In particular, the court rejected AP’s claim that Freddy’s should have investigated the identity of the seller to F, ruling that:

·       It is not normal professional practice for a buyer’s solicitor to check the seller’s identity. The seller’s solicitor should do that. A buyer’s solicitor is not required to duplicate the checking of the seller’s identity or to check that the seller’s solicitor has done so.

·       There were no special circumstances in this case that required the buyer’s solicitors’ duty to extend beyond normal conveyancing practice.

Neither Freddy’s nor its solicitor had omitted to take steps that would have revealed the fraud.

Accordingly, Freddy’s was entitled to the special protection afforded to the registered proprietor in possession of the property by section 58(1) of the LRA 2002. AP was left with a possible claim for indemnity from the Land Registry.

This decision, as is so often the case, turned on its facts. Nevertheless, it demonstrates the power of registration of title.

Whilst it was recognised that it was not normal conveyancing practice for a buyer’s solicitor to check the identity of the seller, clearly it’s important for professional advisers to remain alert to the possibility of fraud.

But what does that actually mean in practice?

The Law Society Gazette this week comments on what it calls the “widespread confusion” over the scope of a solicitor’s liabilities and what reasonable checks they can make during the buying process – confusion sparked by an action faced by Mishcon de Reya after one of its clients was duped into buying a London property from a tenant posing as the owner.
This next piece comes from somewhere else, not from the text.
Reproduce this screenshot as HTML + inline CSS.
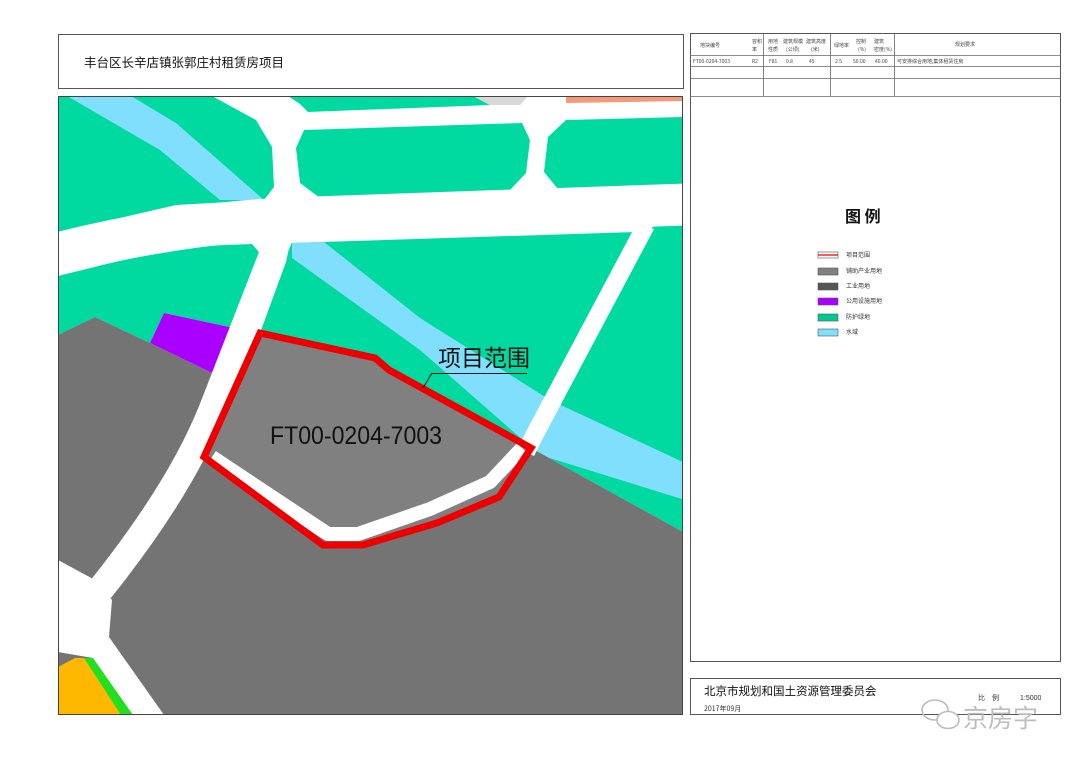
<!DOCTYPE html>
<html><head><meta charset="utf-8">
<style>
html,body{margin:0;padding:0;background:#fff;}
body{width:1080px;height:764px;position:relative;overflow:hidden;font-family:"Liberation Sans","Noto Sans CJK SC",sans-serif;}
.abs{position:absolute;}
</style></head><body>
<svg class="abs" style="left:0;top:0" width="1080" height="764" viewBox="0 0 1080 764">
<defs><clipPath id="mc"><rect x="58" y="96" width="625" height="619"/></clipPath></defs>
<!-- title box -->
<rect x="58.5" y="34.5" width="625" height="54" fill="#fff" stroke="#555" stroke-width="1"/>
<text x="84" y="67" font-size="12.5" font-family="Noto Sans CJK SC,sans-serif" fill="#111">丰台区长辛店镇张郭庄村租赁房项目</text>
<g clip-path="url(#mc)">
<rect x="58" y="96" width="625" height="619" fill="#fff"/>
<!-- green blocks -->
<polygon fill="#00d9a0" points="58,96 212,96 256,120 272,147 274,187 264,200 176,205 55,233"/>
<polygon fill="#00d9a0" points="288,96 473,96 490,105 308,112 300,104"/>
<polygon fill="#d8d8d8" points="473,96 528,96 520,105 490,105"/>
<polygon fill="#f59a78" points="566,96 685,96 685,101 566,103"/>
<polygon fill="#00d9a0" points="304,130 522,123 530,140 526,173 510,190 320,198 300,183 296,148"/>
<polygon fill="#00d9a0" points="566,120 685,117 685,185 558,189 544,172 548,137"/>
<polygon fill="#00d9a0" points="58,276 176,247 252,244 264,258 234,328 164,313 150,343 95,317 58,335"/>
<polygon fill="#00d9a0" points="290,243 636,232 531,448 389,370 375,358 260,333 286,262"/>
<polygon fill="#00d9a0" points="640,232 685,215 685,533 531,448"/>
<!-- water -->
<polygon fill="#80dffc" points="67,96 131,96 176,123 264,200 220,200 160,150"/>
<polygon fill="#80dffc" points="292,243 324,242 420,318 550,400 685,463 685,500 540,455 420,350 292,258"/>
<!-- gray -->
<polygon fill="#747474" points="58,335 95,317 150,343 212,373 260,333 375,358 389,370 531,448 685,533 685,715 58,715"/>
<polygon fill="#aa00ff" points="164,313 234,328 212,373 150,343"/>
<!-- orange -->
<polygon fill="#ffb800" points="58,667 75,658 87,658 121,715 58,715"/>
<polygon fill="#22e020" points="84,658 93,658 133,715 121,715"/>
<polygon fill="#22e020" points="58,604 62,606 62,625 58,627"/>
<!-- roads -->
<path d="M284,225 L212,410 Q180,490 100,590" stroke="#fff" stroke-width="27" fill="none"/>
<polygon fill="#fff" points="58,560 95,580 112,600 109,637 164,715 133,715 93,658 58,652"/>
<path d="M646,225 L536,432 L526,452" stroke="#fff" stroke-width="18" fill="none"/>
<path d="M40,258 Q176,222 300,218 L700,204" stroke="#fff" stroke-width="42" fill="none"/>
<!-- red area -->
<polygon fill="#808080" points="260,333 375,358 389,370 531,448 499,497 437,523 363,545 323,545 204,457"/>
<polyline points="212,457 328,534 358,534 430,509 490,482 522,448" stroke="#fff" stroke-width="14" fill="none" stroke-linejoin="round"/>
<polygon fill="none" stroke="#ee0000" stroke-width="7" stroke-linejoin="miter" points="260,333 375,358 389,370 531,448 499,497 437,523 363,545 323,545 204,457"/>
<text x="438" y="366" font-size="23" font-family="Noto Sans CJK SC,sans-serif" fill="#111">项目范围</text>
<line x1="432" y1="373.5" x2="527" y2="373.5" stroke="#111" stroke-width="1"/>
<line x1="432" y1="373" x2="423" y2="388" stroke="#111" stroke-width="1"/>
<text x="270" y="444" font-size="25" fill="#111" textLength="172" lengthAdjust="spacingAndGlyphs">FT00-0204-7003</text>
</g>
<rect x="58.5" y="96.5" width="624" height="618" fill="none" stroke="#444" stroke-width="1"/>
<!-- right panel -->
<rect x="690.5" y="33.5" width="370" height="628" fill="#fff" stroke="#555" stroke-width="1"/>
<g stroke="#666" stroke-width="0.8">
<line x1="690" y1="55.5" x2="1060" y2="55.5"/>
<line x1="690" y1="66.5" x2="1060" y2="66.5"/>
<line x1="690" y1="78.5" x2="1060" y2="78.5"/>
<line x1="690" y1="96.5" x2="1060" y2="96.5"/>
<line x1="763.5" y1="33" x2="763.5" y2="96"/>
<line x1="830.5" y1="33" x2="830.5" y2="96"/>
<line x1="894.5" y1="33" x2="894.5" y2="96"/>
</g>
<g font-size="5" fill="#444" font-family="Noto Sans CJK SC,sans-serif">
<text x="700" y="47">地块编号</text><text x="752" y="43">容积</text><text x="752" y="51">率</text>
<text x="768" y="43">用地</text><text x="768" y="51">性质</text><text x="783" y="43">建筑规模</text><text x="786" y="51">(公顷)</text>
<text x="806" y="43">建筑高度</text><text x="811" y="51">(米)</text>
<text x="834" y="47">绿地率</text><text x="856" y="43">控制</text><text x="858" y="51">(%)</text>
<text x="874" y="43">建筑</text><text x="874" y="51">密度(%)</text><text x="955" y="46">规划要求</text>
<text x="693" y="63">FT00-0204-7003</text><text x="752" y="63">R2</text><text x="769" y="63">F81</text><text x="786" y="63">0.8</text><text x="809" y="63">45</text>
<text x="835" y="63">2.5</text><text x="853" y="63">50.00</text><text x="875" y="63">40.00</text><text x="897" y="63">可安排综合用地,集体租赁住房</text>
</g>
<text x="845" y="222" font-size="16" font-weight="bold" font-family="Noto Sans CJK SC,sans-serif" fill="#111">图 例</text>
<g stroke="#555" stroke-width="0.6">
<rect x="818" y="252" width="20" height="6" fill="#fff"/>
<rect x="818" y="268" width="20" height="7" fill="#808080"/>
<rect x="818" y="283" width="20" height="7" fill="#555"/>
<rect x="818" y="298" width="20" height="7" fill="#aa00ff"/>
<rect x="818" y="314" width="20" height="7" fill="#00c890"/>
<rect x="818" y="329" width="20" height="7" fill="#80dffc"/>
</g>
<line x1="818" y1="255" x2="838" y2="255" stroke="#e00" stroke-width="1.2"/>
<g font-size="6" fill="#333" font-family="Noto Sans CJK SC,sans-serif">
<text x="846" y="257">项目范围</text><text x="846" y="273">铺助产业用地</text><text x="846" y="288">工业用地</text>
<text x="846" y="303">公用设施用地</text><text x="846" y="319">防护绿地</text><text x="846" y="334">水域</text>
</g>
<rect x="690.5" y="678.5" width="370" height="36" fill="#fff" stroke="#555" stroke-width="1"/>
<text x="704" y="695" font-size="11.5" font-family="Noto Sans CJK SC,sans-serif" fill="#111">北京市规划和国土资源管理委员会</text>
<text x="704" y="711" font-size="7" font-family="Noto Sans CJK SC,sans-serif" fill="#333">2017年09月</text>
<text x="978" y="700" font-size="7" font-family="Noto Sans CJK SC,sans-serif" fill="#333">比　例</text>
<text x="1020" y="700" font-size="7" fill="#333">1:5000</text>
<!-- watermark -->
<g fill="none" stroke="#bbb" stroke-width="1.6">
<ellipse cx="935" cy="710" rx="13" ry="10"/>
<ellipse cx="948" cy="720" rx="11" ry="8.5" fill="#fff"/>
</g>
<text x="963" y="727" font-size="25" font-family="Noto Sans CJK SC,sans-serif" fill="#bdbdbd">京房字</text>
</svg>
</body></html>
Mishcon de Reya lost the case* at first instance, but the High Court has since granted leave to appeal and, reports the Gazette, the case is likely to be heard at the end of the year, possibly conjoined with a similar case.

The Law Society is considering whether to intervene in the appeal, and additional guidance may also be issued to practitioners on how to protect themselves from ID fraud.

It’s a growing problem, and a need for greater clarity on what can be done to minimise the risk is pressing, both for property lawyers and their insurers.

*UPDATE 13/2/17: Dreamvar (UK) Limited v Mishcon de Reya - here is a  very good summary and commentary on the case from RPC, with some suggestions of how a buyer's solicitor might try to protect itself in transactions which ring alarm bells that the risk of fraud may be high. Note that in this case registration did not come to the aid of the buyer because the fraud was detected initially by the Land Registry during the registration process and so registration was not completed. The buyer lost out, having paid over the proceeds which were then transmitted to an account in China, and title to the property remained vested in the real owner. Mishcon (who acted for the buyer) were held liable for breach of trust, they were only authorised to release the purchase monies for a genuine completion of a genuine purchase (seemingly because it was felt Mishcon's insurers should shoulder the burden rather than Dreamvar), notwithstanding the fact that if the fault lay anywhere it was with the firm acting for the fraudster, who admitted not carrying out adequate client identity checks. The appeal will be eagerly awaited.